AI Won't Restore Public Trust in Higher Education. But It Can Help Earn It.
by Claire L. Brady, EdD
Over the past few weeks, I've been reading a series of reports from organizations like AGB and AAC&U about the future of higher education. The topics vary. Enrollment challenges. Political pressures. Affordability. Accountability. Public confidence. Governance.
On the surface, these reports have little to do with artificial intelligence. And yet I kept finding myself writing the same note in the margin: This sounds exactly like the conversation we should be having about AI.
One of the most compelling ideas emerging from AAC&U's new Trust Agenda is that higher education cannot simply defend its value by repeating that it matters. Institutions must demonstrate their trustworthiness through action. They must show evidence of their commitment to students and communities. They must make decisions that align with their mission and values. They must earn trust rather than assume it.
That distinction feels particularly important right now.
For years, higher ed leaders have spent considerable time talking about the value of a college degree. Increasingly, however, the public is asking a different question. They want to know whether institutions are worthy of their trust. They want to see that colleges and universities are responsive, accountable, innovative, transparent, and focused on the public good.
The same shift is happening in conversations about artificial intelligence.
Most institutions are no longer debating whether AI exists or whether it will impact higher education. Faculty are using it. Staff are using it. Students are certainly using it. The question before us is no longer whether AI is part of higher education's future. The question is whether we will approach it in ways that deserve trust.
Too often, AI conversations focus on tools. Which platform should we use? What policy should we write? Which vendor should we select? Those questions matter, but they are secondary to a more fundamental leadership challenge:
How do we make decisions about AI that stakeholders can understand?
How do we communicate those decisions transparently?
How do we ensure AI supports student success rather than creating new barriers?
How do we measure whether our efforts are actually improving outcomes?
How do we remain accountable when things do not go as planned?
Those are not technology questions. They are trustworthiness questions.
What struck me most about both the AGB and AAC&U guidance is that neither organization is calling on institutions to become something entirely different. Instead, they are encouraging leaders to become more intentional about demonstrating value through visible action. The emphasis is on community engagement, innovation, accountability, transparency, and measurable public benefit. In many ways, that is also the roadmap for responsible AI leadership.

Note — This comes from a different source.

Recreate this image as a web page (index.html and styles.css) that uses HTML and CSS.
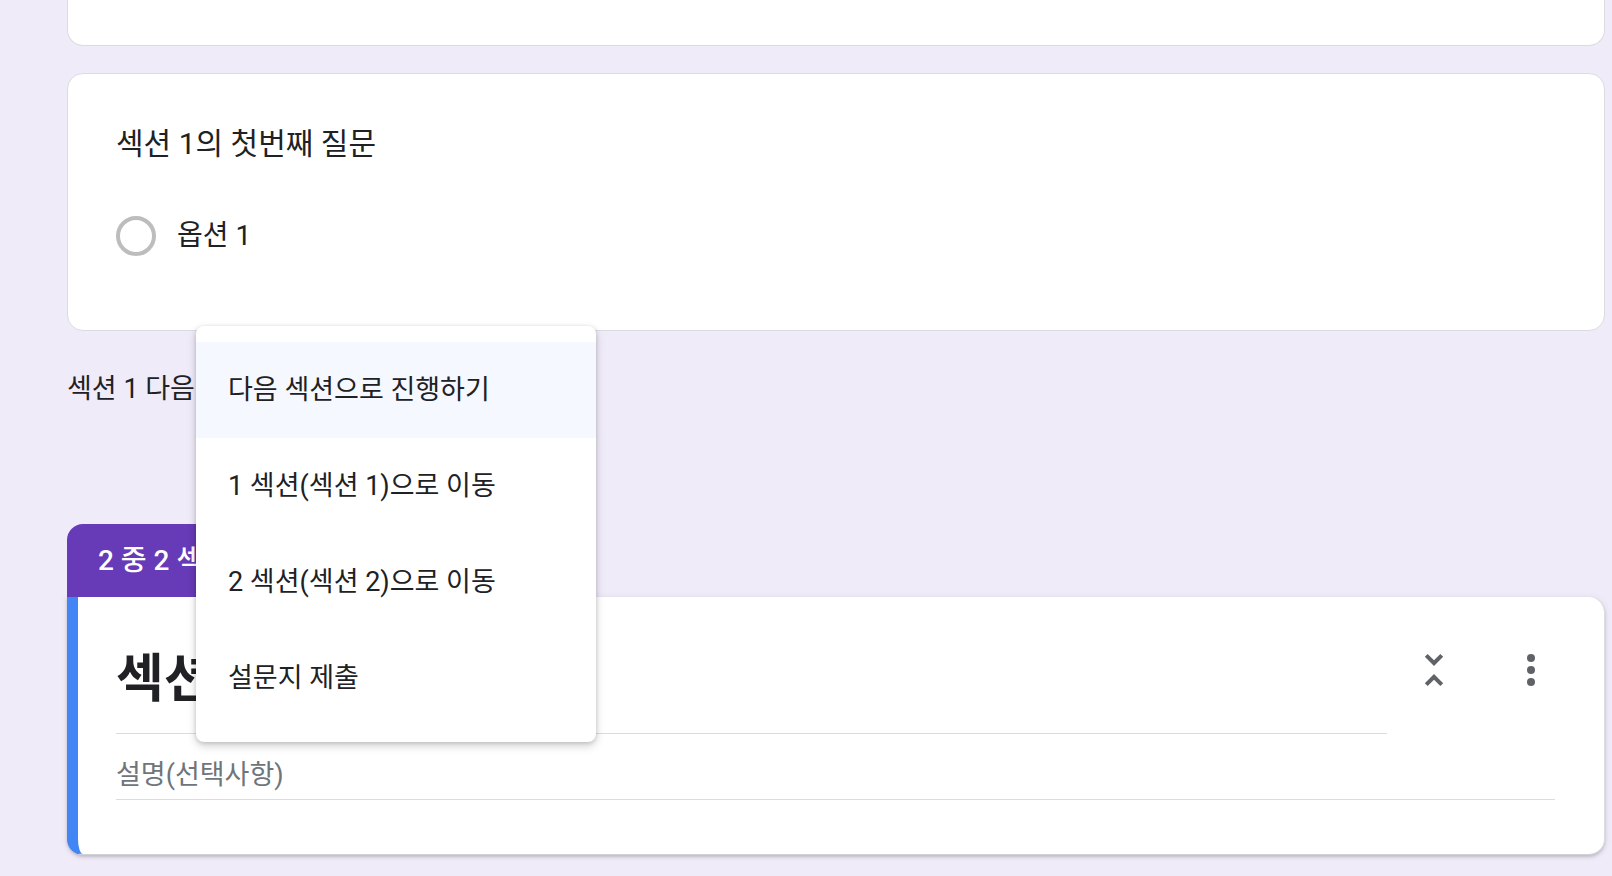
FILE: index.html
```html
<!DOCTYPE html>
<html lang="ko">
<head>
<meta charset="utf-8">
<title>Form</title>
<link rel="stylesheet" href="styles.css">
</head>
<body>
<div class="page">
  <div class="card card-top"></div>

  <div class="card card-question">
    <div class="q-title">섹션 1의 첫번째 질문</div>
    <div class="option">
      <span class="radio"></span>
      <span class="opt-label">옵션 1</span>
    </div>
  </div>

  <div class="after-section">섹션 1 다음</div>

  <div class="section">
    <div class="section-tab">2 중 2 섹션</div>
    <div class="section-card">
      <div class="sc-head">
        <div class="sc-title">섹션 2</div>
        <div class="sc-icons">
          <span class="icon">
            <svg viewBox="0 0 24 24" width="48" height="48"><path fill="#5f6368" d="M7.41 18.59L8.83 20 12 16.83 15.17 20l1.41-1.41L12 14l-4.59 4.59zm9.18-13.18L15.17 4 12 7.17 8.83 4 7.41 5.41 12 10l4.59-4.59z"/></svg>
          </span>
          <span class="icon">
            <svg viewBox="0 0 24 24" width="48" height="48"><circle cx="12" cy="6" r="2" fill="#5f6368"/><circle cx="12" cy="12" r="2" fill="#5f6368"/><circle cx="12" cy="18" r="2" fill="#5f6368"/></svg>
          </span>
        </div>
      </div>
      <div class="sc-desc">설명(선택사항)</div>
    </div>
  </div>

  <div class="menu">
    <div class="menu-item active">다음 섹션으로 진행하기</div>
    <div class="menu-item">1 섹션(섹션 1)으로 이동</div>
    <div class="menu-item">2 섹션(섹션 2)으로 이동</div>
    <div class="menu-item">설문지 제출</div>
  </div>
</div>
</body>
</html>
```

FILE: styles.css
```css
html, body {
  margin: 0;
  padding: 0;
}
body {
  background: #f0ebf8;
  font-family: Roboto, "Noto Sans CJK KR", sans-serif;
  font-feature-settings: "palt";
  color: #202124;
  width: 1612px;
  height: 876px;
  overflow: hidden;
}
.page {
  position: relative;
  padding-left: 67px;
  width: 1538px;
}
.card {
  background: #fff;
  border: 1px solid #dadce0;
  box-sizing: border-box;
}
.card-top {
  height: 46px;
  border-top: 0;
  border-radius: 0 0 16px 16px;
}
.card-question {
  margin-top: 27px;
  height: 258px;
  border-radius: 16px;
  padding: 50px 48px 0 48px;
}
.q-title {
  font-size: 30px;
  line-height: 40px;
  height: 40px;
}
.option {
  display: flex;
  align-items: center;
  gap: 21px;
  margin-top: 52px;
  height: 40px;
}
.radio {
  width: 40px;
  height: 40px;
  box-sizing: border-box;
  border: 4px solid #bdbdbd;
  border-radius: 50%;
}
.opt-label {
  font-size: 28px;
  line-height: 40px;
}
.after-section {
  margin-top: 38px;
  font-size: 27px;
  line-height: 40px;
  height: 40px;
}
.section {
  margin-top: 115px;
}
.section-tab {
  display: inline-block;
  background: #673ab7;
  color: #fff;
  font-size: 28px;
  font-weight: 500;
  line-height: 73px;
  height: 73px;
  padding: 0 31px;
  border-radius: 16px 16px 0 0;
  vertical-align: top;
}
.section-card {
  background: #fff;
  height: 258px;
  box-sizing: border-box;
  border-left: 11px solid #4285f4;
  border-right: 1px solid #dadce0;
  border-bottom: 1px solid #d0d2d6;
  border-radius: 0 16px 16px 16px;
  box-shadow: 0 2px 3px rgba(60, 64, 67, 0.22), 0 1px 6px 1px rgba(60, 64, 67, 0.08);
  padding: 0 49px 0 38px;
}
.sc-head {
  display: flex;
  align-items: flex-start;
}
.sc-title {
  flex: 1;
  font-size: 52px;
  font-weight: 700;
  line-height: 60px;
  padding-top: 53px;
  padding-bottom: 23px;
  border-bottom: 1px solid #dadce0;
}
.sc-icons {
  display: flex;
  gap: 49px;
  margin-left: 23px;
  margin-top: 49px;
}
.icon {
  width: 48px;
  height: 48px;
  display: block;
}
.icon svg {
  display: block;
}
.sc-desc {
  font-size: 27px;
  line-height: 36px;
  color: #70757a;
  padding-top: 23px;
  padding-bottom: 6px;
  border-bottom: 1px solid #dadce0;
}
.menu {
  position: absolute;
  left: 196px;
  top: 326px;
  width: 400px;
  box-sizing: border-box;
  padding: 16px 0;
  background: #fff;
  border-radius: 8px;
  box-shadow: 0 4px 10px rgba(0, 0, 0, 0.18), 0 1px 4px rgba(0, 0, 0, 0.14);
}
.menu-item {
  height: 96px;
  line-height: 96px;
  padding-left: 32px;
  font-size: 27px;
  color: #202124;
}
.menu-item.active {
  background: #f5f8fe;
}
```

When institutions deploy AI to improve accessibility, streamline administrative processes, support advising, strengthen student engagement, or create more personalized learning experiences, they have an opportunity to demonstrate that they can innovate while remaining deeply connected to their mission. When they communicate clearly about what they are doing, why they are doing it, and how they will evaluate success, they reinforce trust rather than undermine it. Conversely, when AI initiatives are rolled out without clear purpose, without stakeholder input, or without meaningful assessment, skepticism grows. The technology itself is rarely the issue. Trustworthiness is.
That is why I increasingly believe that AI leadership and institutional leadership are becoming inseparable. The same qualities that AAC&U identifies as necessary to strengthen public trust in higher education are the qualities that will determine whether AI initiatives succeed: clarity of purpose, transparency, accountability, responsiveness, and a demonstrated commitment to serving students and communities.
Trust is earned through actions, not aspirations.
The institutions that thrive in the years ahead will understand this. They will recognize that AI is not simply a technology strategy. It is an opportunity to demonstrate who they are, what they value, and how they make decisions. In an era when higher education is being asked to prove its worth, every AI decision becomes an opportunity to do exactly that.
One of the reasons I wrote AI with Intention was because I saw institutions becoming consumed by questions about tools while overlooking questions about purpose. The reports from AAC&U and AGB are a reminder that purpose still matters. Trust still matters. Leadership still matters. AI is simply one of the high profile places where those values are being tested and where trust can be demonstrated.
If your institution is wrestling with questions about AI governance, implementation, communication, or strategy, I would encourage you to start with trust. Not because trust is a messaging strategy, but because it is the foundation upon which every successful institutional strategy is built. Ask not what AI can do. Ask what decisions, practices, and commitments will help your institution earn and demonstrate trustworthiness in an era of rapid change. That question sits at the heart of AI with Intention. More importantly, it sits at the heart of higher ed's future.
The institutions that emerge strongest from this moment will not be those with the most sophisticated technology. They will be those that use technology to more effectively advance their mission, serve their students, and earn the trust of their communities, and of the public at large.